Input for this task:
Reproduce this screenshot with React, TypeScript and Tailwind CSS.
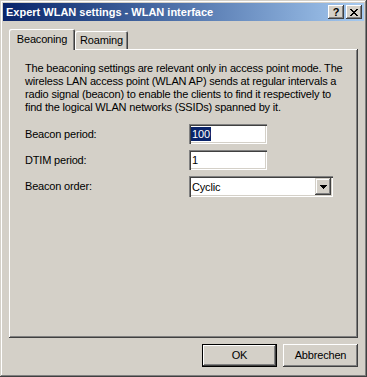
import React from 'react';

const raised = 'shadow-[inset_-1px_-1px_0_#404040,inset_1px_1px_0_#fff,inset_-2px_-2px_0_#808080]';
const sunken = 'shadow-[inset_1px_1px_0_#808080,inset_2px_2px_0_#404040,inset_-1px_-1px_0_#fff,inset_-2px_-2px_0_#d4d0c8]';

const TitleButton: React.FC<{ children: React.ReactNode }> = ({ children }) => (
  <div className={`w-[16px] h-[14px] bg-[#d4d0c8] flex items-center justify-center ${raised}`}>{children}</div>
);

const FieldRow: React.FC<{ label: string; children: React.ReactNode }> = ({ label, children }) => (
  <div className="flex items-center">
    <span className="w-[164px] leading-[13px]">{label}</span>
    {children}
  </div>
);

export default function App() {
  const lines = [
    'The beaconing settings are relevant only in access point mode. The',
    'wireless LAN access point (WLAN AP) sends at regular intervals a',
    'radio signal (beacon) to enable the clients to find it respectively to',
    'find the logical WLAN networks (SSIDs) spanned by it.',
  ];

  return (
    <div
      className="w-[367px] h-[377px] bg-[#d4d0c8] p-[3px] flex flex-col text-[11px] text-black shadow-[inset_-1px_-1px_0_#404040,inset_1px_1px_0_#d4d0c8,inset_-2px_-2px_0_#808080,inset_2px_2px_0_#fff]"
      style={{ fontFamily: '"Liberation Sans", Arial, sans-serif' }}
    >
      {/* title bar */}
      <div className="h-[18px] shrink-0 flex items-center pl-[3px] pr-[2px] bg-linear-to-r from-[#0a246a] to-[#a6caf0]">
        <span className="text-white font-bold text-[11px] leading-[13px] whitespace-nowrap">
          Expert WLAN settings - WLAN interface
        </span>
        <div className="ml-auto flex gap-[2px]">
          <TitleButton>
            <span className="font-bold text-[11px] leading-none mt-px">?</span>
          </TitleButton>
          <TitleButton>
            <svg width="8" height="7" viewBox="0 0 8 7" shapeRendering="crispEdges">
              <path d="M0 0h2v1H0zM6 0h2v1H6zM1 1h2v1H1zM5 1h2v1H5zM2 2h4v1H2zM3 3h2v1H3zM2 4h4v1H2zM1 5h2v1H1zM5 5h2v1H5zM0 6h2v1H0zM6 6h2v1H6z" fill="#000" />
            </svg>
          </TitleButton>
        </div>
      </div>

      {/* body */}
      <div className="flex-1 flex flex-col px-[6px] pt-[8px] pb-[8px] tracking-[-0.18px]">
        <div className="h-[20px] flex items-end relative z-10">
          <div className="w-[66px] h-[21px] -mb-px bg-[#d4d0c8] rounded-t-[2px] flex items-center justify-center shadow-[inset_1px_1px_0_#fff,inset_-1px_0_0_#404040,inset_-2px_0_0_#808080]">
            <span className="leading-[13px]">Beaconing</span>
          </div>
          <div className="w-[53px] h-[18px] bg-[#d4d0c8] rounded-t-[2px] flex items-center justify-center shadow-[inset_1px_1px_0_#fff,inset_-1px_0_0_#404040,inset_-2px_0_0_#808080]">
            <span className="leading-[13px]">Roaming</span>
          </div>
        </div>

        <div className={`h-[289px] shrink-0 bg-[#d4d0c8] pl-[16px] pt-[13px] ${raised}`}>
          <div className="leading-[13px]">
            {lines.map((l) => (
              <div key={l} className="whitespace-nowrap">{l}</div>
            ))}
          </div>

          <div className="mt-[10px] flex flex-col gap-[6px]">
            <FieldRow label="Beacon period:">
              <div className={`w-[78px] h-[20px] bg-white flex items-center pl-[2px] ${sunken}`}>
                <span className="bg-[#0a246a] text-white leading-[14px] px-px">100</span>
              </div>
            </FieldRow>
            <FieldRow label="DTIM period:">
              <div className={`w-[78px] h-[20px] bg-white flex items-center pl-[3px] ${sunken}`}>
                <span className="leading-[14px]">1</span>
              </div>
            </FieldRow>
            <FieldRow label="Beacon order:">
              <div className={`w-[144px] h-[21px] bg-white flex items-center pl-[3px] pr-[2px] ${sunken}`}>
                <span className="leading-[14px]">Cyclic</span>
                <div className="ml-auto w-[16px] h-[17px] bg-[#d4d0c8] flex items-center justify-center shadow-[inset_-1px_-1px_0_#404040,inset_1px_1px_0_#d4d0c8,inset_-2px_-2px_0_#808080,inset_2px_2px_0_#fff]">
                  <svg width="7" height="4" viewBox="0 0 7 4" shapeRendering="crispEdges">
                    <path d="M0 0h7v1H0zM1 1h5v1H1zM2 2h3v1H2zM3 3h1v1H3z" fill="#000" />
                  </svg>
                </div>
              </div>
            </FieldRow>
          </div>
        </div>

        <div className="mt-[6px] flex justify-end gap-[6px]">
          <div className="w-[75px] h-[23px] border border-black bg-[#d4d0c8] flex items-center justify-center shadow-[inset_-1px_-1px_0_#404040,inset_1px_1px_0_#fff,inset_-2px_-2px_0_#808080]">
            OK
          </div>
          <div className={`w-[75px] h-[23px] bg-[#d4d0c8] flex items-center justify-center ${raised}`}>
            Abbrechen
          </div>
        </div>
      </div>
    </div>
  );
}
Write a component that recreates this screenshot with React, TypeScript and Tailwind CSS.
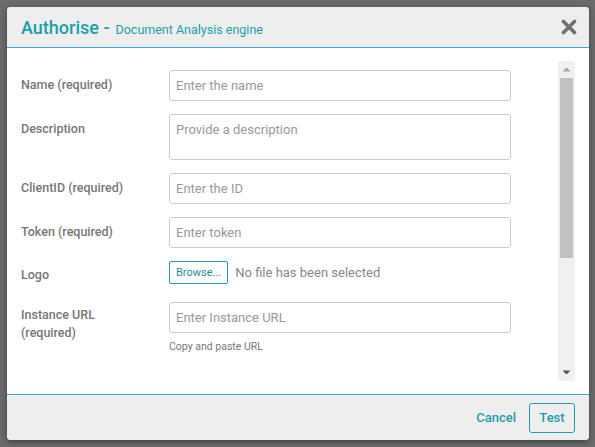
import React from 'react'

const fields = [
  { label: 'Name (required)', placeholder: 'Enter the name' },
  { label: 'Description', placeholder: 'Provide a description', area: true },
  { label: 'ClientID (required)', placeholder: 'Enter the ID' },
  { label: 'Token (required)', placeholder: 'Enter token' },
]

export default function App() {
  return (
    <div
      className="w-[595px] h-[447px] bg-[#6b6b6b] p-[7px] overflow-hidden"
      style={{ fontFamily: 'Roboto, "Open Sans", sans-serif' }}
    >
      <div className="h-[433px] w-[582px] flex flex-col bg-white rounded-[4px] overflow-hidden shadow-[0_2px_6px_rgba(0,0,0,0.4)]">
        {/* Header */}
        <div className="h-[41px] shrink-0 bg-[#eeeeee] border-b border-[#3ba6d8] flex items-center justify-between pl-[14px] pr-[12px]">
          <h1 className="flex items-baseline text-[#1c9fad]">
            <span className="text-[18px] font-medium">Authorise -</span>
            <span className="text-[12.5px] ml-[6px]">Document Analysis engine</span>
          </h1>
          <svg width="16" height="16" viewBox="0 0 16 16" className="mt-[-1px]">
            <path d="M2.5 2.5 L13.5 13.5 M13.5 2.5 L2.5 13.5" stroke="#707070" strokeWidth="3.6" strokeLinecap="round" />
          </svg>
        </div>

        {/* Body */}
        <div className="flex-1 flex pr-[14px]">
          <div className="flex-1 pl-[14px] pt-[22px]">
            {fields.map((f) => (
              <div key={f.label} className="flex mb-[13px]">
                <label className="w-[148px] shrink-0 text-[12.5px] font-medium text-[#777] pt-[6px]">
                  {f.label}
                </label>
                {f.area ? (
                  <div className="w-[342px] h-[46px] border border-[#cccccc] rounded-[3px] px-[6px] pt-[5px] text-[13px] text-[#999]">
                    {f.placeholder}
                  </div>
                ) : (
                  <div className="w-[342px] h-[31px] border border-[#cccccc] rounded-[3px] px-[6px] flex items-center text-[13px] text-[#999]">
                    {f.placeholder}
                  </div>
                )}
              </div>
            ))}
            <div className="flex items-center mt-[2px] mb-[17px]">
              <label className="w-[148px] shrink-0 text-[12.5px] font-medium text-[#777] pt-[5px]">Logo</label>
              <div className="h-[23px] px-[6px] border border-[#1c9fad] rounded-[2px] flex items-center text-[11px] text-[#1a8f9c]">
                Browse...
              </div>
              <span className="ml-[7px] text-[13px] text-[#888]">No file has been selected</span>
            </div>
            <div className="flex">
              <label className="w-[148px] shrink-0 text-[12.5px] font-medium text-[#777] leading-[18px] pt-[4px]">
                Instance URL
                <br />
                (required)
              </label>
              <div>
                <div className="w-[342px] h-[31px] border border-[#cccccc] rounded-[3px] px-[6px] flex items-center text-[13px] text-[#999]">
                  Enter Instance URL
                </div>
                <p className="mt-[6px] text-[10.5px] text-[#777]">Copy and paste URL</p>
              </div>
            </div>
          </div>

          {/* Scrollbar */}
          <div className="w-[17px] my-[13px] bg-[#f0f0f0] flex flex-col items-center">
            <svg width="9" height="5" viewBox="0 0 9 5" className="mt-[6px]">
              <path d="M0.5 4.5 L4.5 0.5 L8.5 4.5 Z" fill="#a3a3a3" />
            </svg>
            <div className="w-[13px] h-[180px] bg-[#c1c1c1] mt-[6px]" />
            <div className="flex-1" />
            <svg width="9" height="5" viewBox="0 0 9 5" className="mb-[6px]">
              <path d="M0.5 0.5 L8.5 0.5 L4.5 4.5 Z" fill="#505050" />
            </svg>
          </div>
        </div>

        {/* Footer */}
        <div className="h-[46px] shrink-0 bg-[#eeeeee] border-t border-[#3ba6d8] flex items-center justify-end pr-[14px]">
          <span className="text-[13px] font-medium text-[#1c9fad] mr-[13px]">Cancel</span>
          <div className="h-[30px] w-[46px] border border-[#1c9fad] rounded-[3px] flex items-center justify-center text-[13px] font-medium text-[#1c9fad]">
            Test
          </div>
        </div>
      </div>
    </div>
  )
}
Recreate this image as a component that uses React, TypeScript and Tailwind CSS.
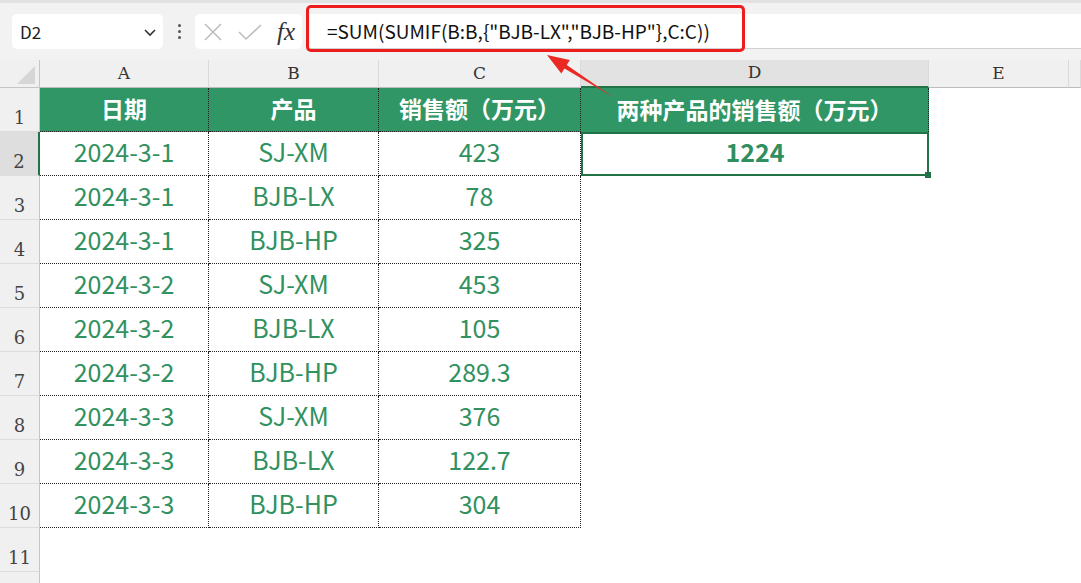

To be done:
Tell how many lines contain the word "component", using only the number.

Reply:
2